Or perhaps more accurately, avoiding the word lesbian. But why is that so important on this journey? In the short months since beginning this project I have realised that so many women who love women simply don’t identify this way. Many older women still find the word distasteful or even offensive. For them it has never quite shaken off negative connotations from the past, and outside the English-speaking world there seem to be a million ways that women who love women identify, if they even define themselves by who they love at all.
In my world, the word lesbian reigns. Originally referring to the people of Lesbos, its association over time with the island’s most famous resident (the lady-loving Ancient Greek poet Sappho, pictured above) morphed its meaning and it has become the accepted and standardised term for a woman sexually attracted to other women, so much so that I assumed it had always been this way. Then I read a collection of real-life stories published in the early 1990s where Rachel Pinney, a British woman born in the early 1900s, describes lesbian as a dirty word, ‘bracketed with slime, muck, the devil – all the other dirty words you can think of’.
She said she found the word lesbian difficult to use, preferring homosexual. This came as a revelation – in my world we use the word lesbian to proudly describe our sexuality.
It made me wonder when, where and how the word lesbian came into common usage, when it flipped from negative to positive, and what terms preceded it? Perhaps more importantly, why do we label ourselves and each other? How and why is this different between generations and across the world?
According to Leila J. Rupp in her impressive global history of love between women, there have been many names for love, desire and sex between women, and there has also been a great deal that has been unnamed. Indeed, it has been said that until such time as the early Western ‘sexologists’ very kindly named and categorised ‘the lesbian’ in the late 19th century, there was no such thing. They first used the term ‘invert’ to describe people who appeared physically male or female on the outside, but felt internally that they were of the opposite anatomical sex and therefore ‘inverted’ – just heterosexuals born in the wrong body.
This was an attempt by outsiders to name something they didn’t understand, rather than a move by women who love women (and men who love men) to seek out a collective identity. Other names given to and used by women who loved women included tribades (from the Greek word ‘to rub’) and sapphists, and there are no doubt many more terms that were never recorded.
Until relatively recently, most historical accounts from women who love women (and there are very few) suggest that they had no idea what they were – they just knew what they felt, and they understood that society considered it to be wrong. In women, ‘inversion’ was often seen as some kind of insanity – the (largely male) ‘experts’ of the day believed that lesbians were women who did not adhere to female gender roles and were therefore mentally ill.
It was thought that same-sex love between women might cause vaginal cramps and sterility, or insanity, or lead to suicide or murder.

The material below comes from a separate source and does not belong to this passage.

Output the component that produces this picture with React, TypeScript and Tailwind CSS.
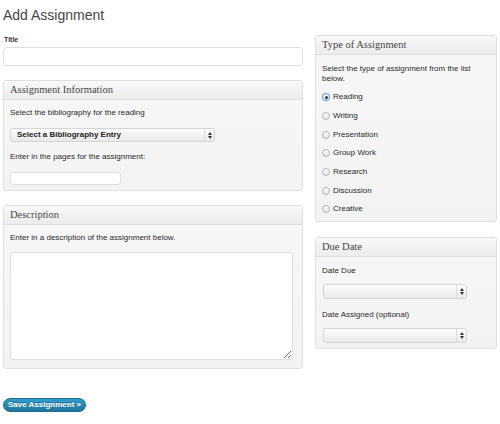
import React from 'react';

const sans = "font-['Liberation_Sans',Arial,sans-serif]";
const serif = "font-['Liberation_Serif','Times_New_Roman',serif]";

function SelectBox({ label, className }: { label?: string; className: string }) {
  return (
    <div
      className={`${className} flex items-stretch rounded-[3px] border border-[#d4d4d4] bg-gradient-to-b from-[#fdfdfd] to-[#e9e9e9] shadow-[inset_0_1px_0_#fff]`}
    >
      <div className="flex-1 pl-[6px] text-[8px] font-bold leading-[12px] text-[#222] flex items-center">{label}</div>
      <div className="w-[10px] border-l border-[#dcdcdc] flex items-center justify-center">
        <svg width="4" height="7" viewBox="0 0 4 7">
          <path d="M0 3 L2 0 L4 3 Z" fill="#333" />
          <path d="M0 4 L2 7 L4 4 Z" fill="#333" />
        </svg>
      </div>
    </div>
  );
}

function Panel({ title, children, className = '' }: { title: string; children: React.ReactNode; className?: string }) {
  return (
    <div className={`${className} rounded-[3px] border border-[#dfdfdf] bg-gradient-to-b from-[#f7f7f7] to-[#f3f3f3]`}>
      <div className={`h-[19px] border-b border-[#dfdfdf] bg-gradient-to-b from-[#f9f9f9] to-[#ececec] pl-[6px] ${serif} text-[10.5px] leading-[18px] text-[#464646]`}>
        {title}
      </div>
      {children}
    </div>
  );
}

function Radio({ label, checked = false }: { label: string; checked?: boolean }) {
  return (
    <div className="h-[18.7px] flex items-center">
      <span
        className={`w-[8px] h-[8px] rounded-full border flex items-center justify-center bg-gradient-to-b from-[#fafafa] to-[#e6e6e6] ${
          checked ? 'border-[#5b9dd9] shadow-[0_0_1px_#5b9dd9]' : 'border-[#b5b5b5]'
        }`}
      >
        {checked && <span className="w-[3px] h-[3px] rounded-full bg-[#333]" />}
      </span>
      <span className="ml-[3px] text-[8px] leading-[10px] text-[#2a2a2a]">{label}</span>
    </div>
  );
}

export default function App() {
  const types = ['Reading', 'Writing', 'Presentation', 'Group Work', 'Research', 'Discussion', 'Creative'];

  return (
    <div className={`w-[500px] h-[424px] bg-white px-[3px] ${sans} text-[#2a2a2a] overflow-hidden`}>
      <h1 className="text-[14px] leading-[30px] text-[#464646]">Add Assignment</h1>

      <div className="mt-[5px] flex gap-[12px]">
        {/* Left column */}
        <div className="w-[300px]">
          <div className="text-[7px] font-bold leading-[10px] pl-[1px] text-[#333]">Title</div>
          <input className="mt-[2px] block w-full h-[19px] rounded-[3px] border border-[#dfdfdf] bg-white outline-none" />

          <Panel title="Assignment Information" className="mt-[14px]">
            <div className="px-[6px] pt-[8px] pb-[5px]">
              <p className="text-[8px] leading-[10px]">Select the bibliography for the reading</p>
              <SelectBox label="Select a Bibliography Entry" className="mt-[10px] w-[205px] h-[14px]" />
              <p className="mt-[10px] text-[8px] leading-[10px]">Enter in the pages for the assignment:</p>
              <input className="mt-[10px] block w-[111px] h-[13px] rounded-[3px] border border-[#dfdfdf] bg-white outline-none" />
            </div>
          </Panel>

          <Panel title="Description" className="mt-[14px]">
            <div className="pl-[6px] pr-[9px] pt-[8px] pb-[8px]">
              <p className="text-[8px] leading-[10px]">Enter in a description of the assignment below.</p>
              <textarea className="mt-[9px] block w-[283px] h-[108px] rounded-[3px] border border-[#dfdfdf] bg-white outline-none resize" />
            </div>
          </Panel>

          <button className="mt-[29px] h-[14px] w-[83px] rounded-full border border-[#1e6a90] bg-gradient-to-b from-[#2e9fd2] to-[#21759b] text-[8px] font-bold leading-[12px] text-white [text-shadow:0_-1px_0_rgba(0,0,0,0.3)]">
            Save Assignment »
          </button>
        </div>

        {/* Right column */}
        <div className="w-[182px]">
          <Panel title="Type of Assignment">
            <div className="px-[6px] pt-[9px] pb-[2px]">
              <p className="text-[8px] leading-[10px]">Select the type of assignment from the list below.</p>
              <div className="mt-[4px]">
                {types.map((t) => (
                  <Radio key={t} label={t} checked={t === 'Reading'} />
                ))}
              </div>
            </div>
          </Panel>

          <Panel title="Due Date" className="mt-[15px]">
            <div className="px-[6px] pt-[9px] pb-[5px]">
              <p className="text-[8px] leading-[10px]">Date Due</p>
              <SelectBox className="mt-[8px] ml-[1px] w-[144px] h-[15px]" />
              <p className="mt-[11px] text-[8px] leading-[10px]">Date Assigned (optional)</p>
              <SelectBox className="mt-[8px] ml-[1px] w-[144px] h-[15px]" />
            </div>
          </Panel>
        </div>
      </div>
    </div>
  );
}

It is no wonder the labels used at this time had lasting negative connotations that for some persist to this day. As Rupp points out, across the world, women who love women have ‘ignored, rejected, feared or welcomed the idea that they were a kind of person who could be named’.
There may be relatively few women who love women today in the western world who cannot or do not identify themselves as lesbians, but further afield many women are no doubt isolated by this lack of common identity. I was recently in Peru where the term lesbian does exist but very few of the women I met used it proudly, just with acceptance. The term ‘lesbian’ also exists in Thailand but Thai women are offended by the word as it is associated with pornography, preferring ‘Tom’ or ‘Dee’ depending on whether they identify as ‘butch’ or ‘femme’, although this is very much a sub-culture and is not accepted by society in general. In Southern Africa there is much evidence to suggest that love between women is not as uncommon as some anti-gay activists might like to believe; in countries such as Lesoto there is not really any concept of a lesbian but this only means there is no label, not that there are no women who love women – it is said that passionate relationships between women are as conventional as heterosexual marriage.
It may be that prior to being identified as a social ‘problem’ which needs to be named and solved, same-sex love and sexual attraction between women (which seems to have been consistent throughout human history, if not consistently documented) is allowed to continue behind closed doors as long as it does not upset the social order. Once it begins to challenge social norms, in parallel to women’s liberation more generally, it is labelled making it both a positive identity around which groups can form and women can identify, and a negative label that can be used to abuse and stigmatise. But whereas in the past this has happened within countries, it might be that globalisation is beginning to fast-forward the process across regions that have not progressed so far in the emancipation of women.
I now know that the term lesbian only resonates in a relatively small part of the world. Women who love women are everywhere and always have been, and how these women identify, if at all, should not exclude their stories from being told. How to find these women who do not label themselves by the gender of the person they love? That is the challenge.